Elementary proof for the theorem that field of algebraic numbers is closed

Question

There have been many threads on this forum about the fact that the field of complex algebraic numbers is algebraically closed, like this thread. I wish to know if there is an elementary proof for the following statement which does not utilize tools from linear or abstract algebra.

Theorem: Any polynomial of degree $n \in \mathbb{N}$ whose coefficients are from the field of complex algebraic numbers, have roots also from the same field.

All I need is to be able to transform the given polynomial to a higher degree polynomial which contains the roots from the original polynomial, while having only rational coefficients; however, that does not seem to be a task that can be accomplished through elementary tools. Most of the proofs I saw online use tools from abstract algebra. I'd greatly appreciate it if you can share a proof that uses only elementary methods. While what is elementary and what is not is a subjective issue, any feedback towards the intended proof is greatly appreciated.

Answer 1

You could do it sort of without much field theory. The only result I'm going to use is a baby version of the fundamental theorem of symmetric function:

If $P$ is any symmetric function in $n$ variables and $\alpha_1,\dots,\alpha_n$ are roots of a monic polynomial $x^n+a_{n-1}x^{n-1}+\dots+a_0$ then $P(\alpha_1,\dots,\alpha_n)=Q(a_{n-1},a_{n-2},\dots,a_0)$ for some polynomial $Q$ whose coefficients are $\mathbb{Z}$-linear combinations of the coefficients of $P$.

The proof of this version is basically the same as other versions: you show that every monomial symmetric function can be written this way by induction on (reverse) lexicographic ordering of degrees. We drop uniqueness and the ring language in this version because they are not needed.

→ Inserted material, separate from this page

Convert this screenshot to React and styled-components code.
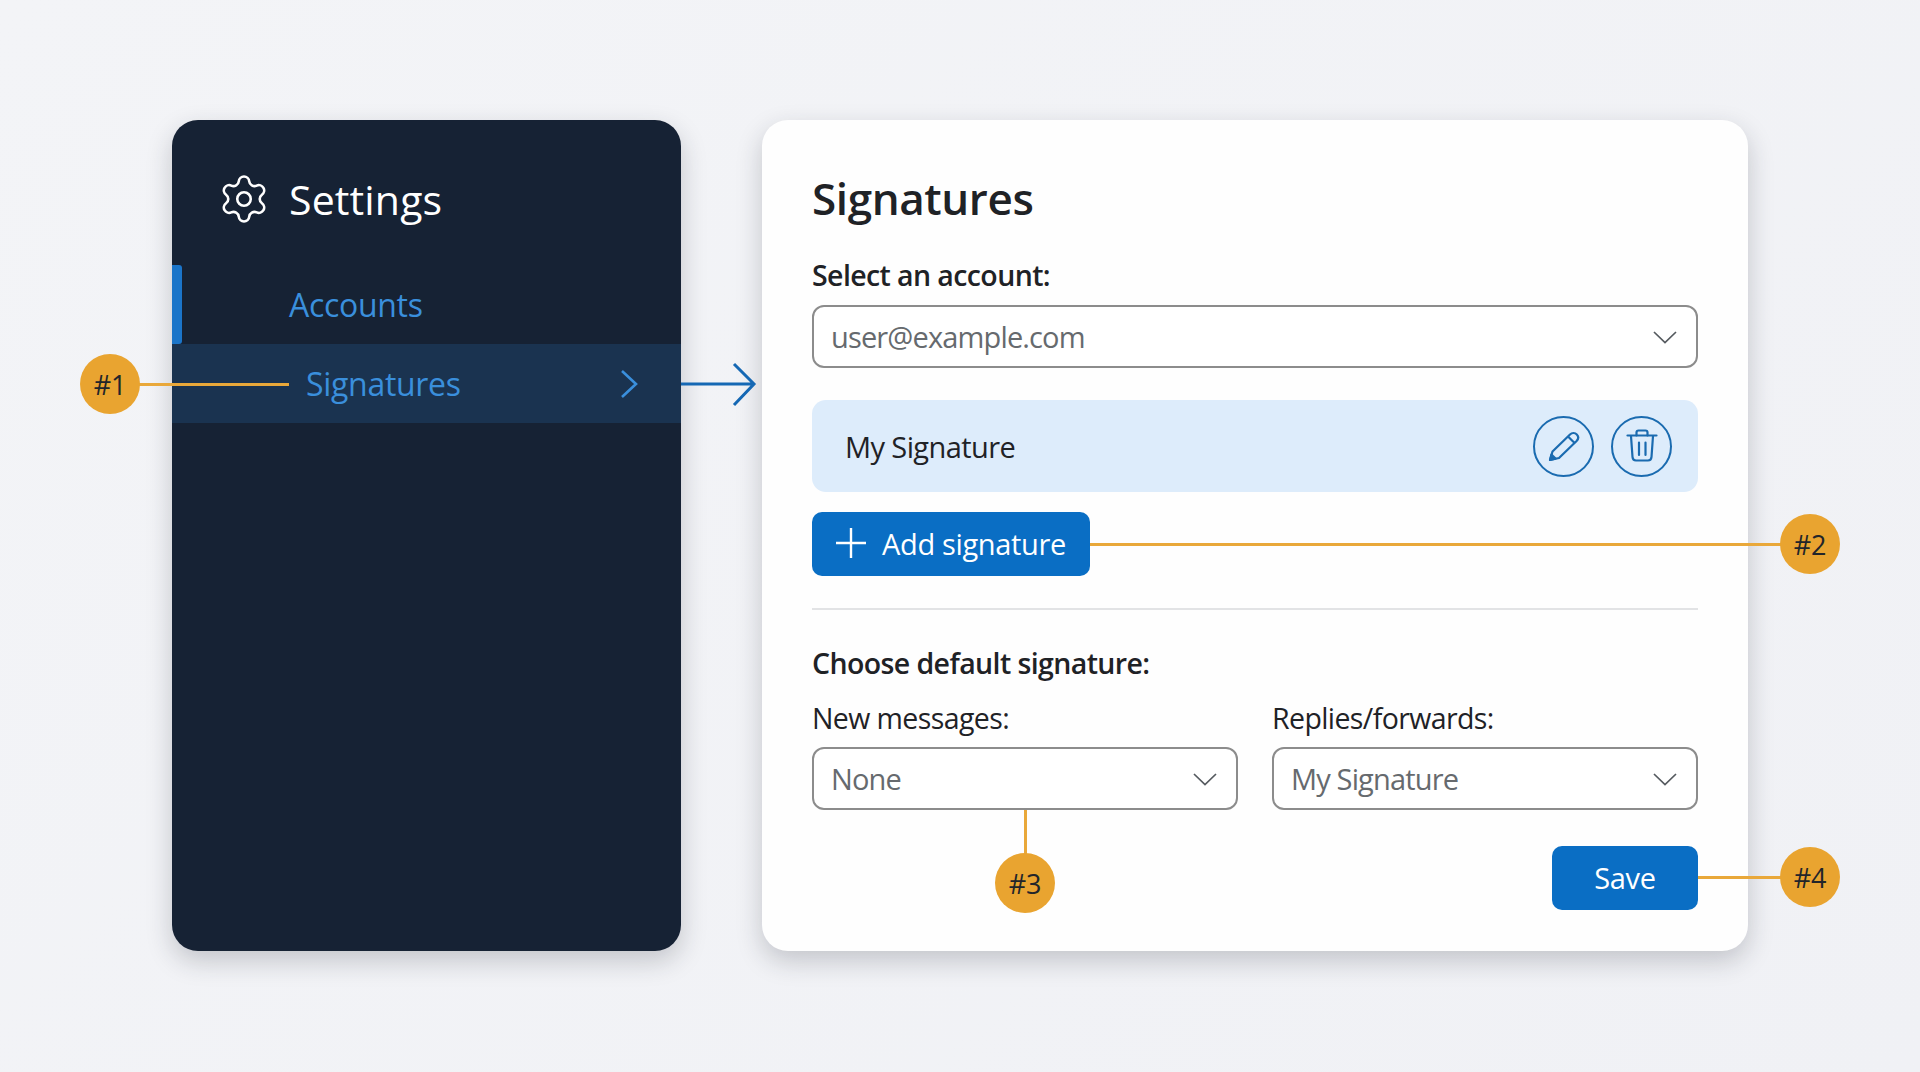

Suppose $\alpha$ is a root of $f(x)=x^n+\alpha_{n-1}x^{n-1}+\dots+\alpha_0$ where $\alpha_i$ are algebraic. That means we have monic polynomials $g_{n-1},\dots,g_0$ with rational coefficients such that $g_k(\alpha_k)=0$. Let $g_k$ has roots $\beta_{k,j}$, $j=1,2,\dots,\deg g_k$ (for definiteness, say $\beta_{k,1}=\alpha_k$) and we look at the polynomial in $n+1$ variables $$ F(X_n,X_{n-1},\dots,X_0)=\prod_{\substack{1\leq i_0\leq\deg g_0\\\vdots\\1\leq i_{n-1}\leq\deg g_{n-1}}} \Big(X_n+\beta_{n-1,i_{n-1}}X_{n-1}+\dots+\beta_{0,i_{n_0}}X_0\Big) $$ We claim this has rational coefficients when expanded. Indeed, each coefficient is a symmetric polynomial in the $\beta_{i,j}$ for all $i$, so inductively replace dependence on $(\beta_{i,j})_{j=1}^{\deg g_i}$ for each $i$, we end up with every coefficient being an integer-coefficient polynomial in the coefficients of $g_i$. So $F$ has rational coefficients. But now $$ g(X)=F(X^n,X^{n-1},\dots,1)=\prod_{\substack{1\leq i_0\leq\deg g_0\\\vdots\\1\leq i_{n-1}\leq\deg g_{n-1}}} \Big(X^n+\beta_{n-1,i_{n-1}}X^{n-1}+\dots+\beta_{0,i_{n_0}}\Big) $$ is a monic polynomial with rational coefficients and has a factor $f(X)$, hence has $\alpha$ as a root. QED.

I don't think you could get away with using anything more "elementary" than this.

Remark: You could jump directly to $g(X)$ without going through $F$ but I think this way makes the dependence on $\beta$s easier to track -- the coefficient of $X_n^{m_n}\dots X_0^{m_0}$ is the sum of the product of $m_i$ of $\beta_{i,j}$ over all possible choices of $j$s with the multiplicity bound: each $j$ can only appear $\leq \frac{\prod_{i'=1}^{n-1}\deg g_{i'}}{\deg g_i}$ times.